Primary performance surprises

Santander’s blow-out also reopened the AT1 market, extending financial institutions issuance beyond the wave of covered bond to Tier 2 supply that had flooded the market in the first full week of the year. In spite of the volume of supply, the bulk of new issues performed, also riding out the geopolitical developments.

“Because 2019 was such a strong year of performance, particularly for sub financials, towards the end of last year a lot of people pared down their risk to some extent for whatever reason, like the UK election,” said the fund manager. “So a lot of people came into the start of this year with cash to put to work and because of that — and in spite of the very heavy supply — the new issues have actually repriced secondaries tighter in many instances.

“A lot of market participants assumed that because of the heavy new issue calendar they’d have an opportunity to buy some cheap primary and then perhaps pick up some cheap risk in secondary. However, the really strong performance year-to-date has been aided by primary and not hindered by it, because it revealed that the clearing level for risk is a lot tighter than people thought it was.”

Meanwhile, the medium term supply outlook for AT1 is relatively benign.

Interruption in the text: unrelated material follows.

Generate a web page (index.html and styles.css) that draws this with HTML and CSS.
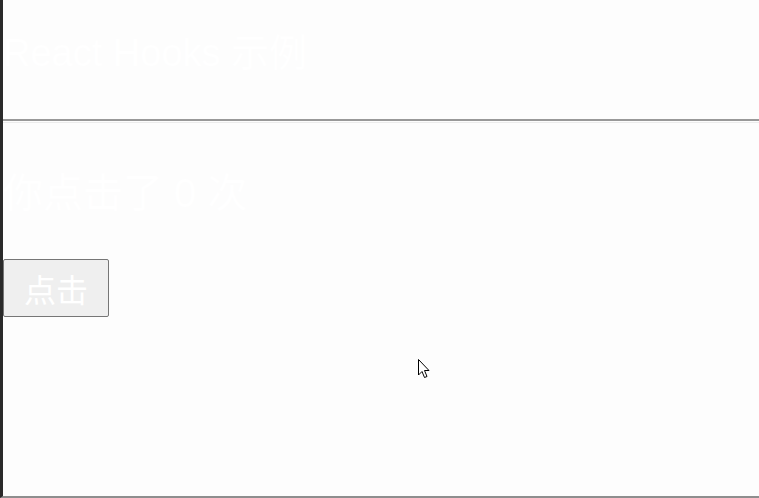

“As we have been highlighting for some time, the AT1 market has moved into its mature phase where there is largely only refinancing to come,” said Nigel Brady, AT1 trader at CACIB. “In the last few years we’ve been consistently expecting net issuance in the region of €20bn-€30bn, but now we’ll be lucky to get an extra €5bn of net issuance, and that is supportive of the overall sector because we don’t see the demand side slowing down at all.”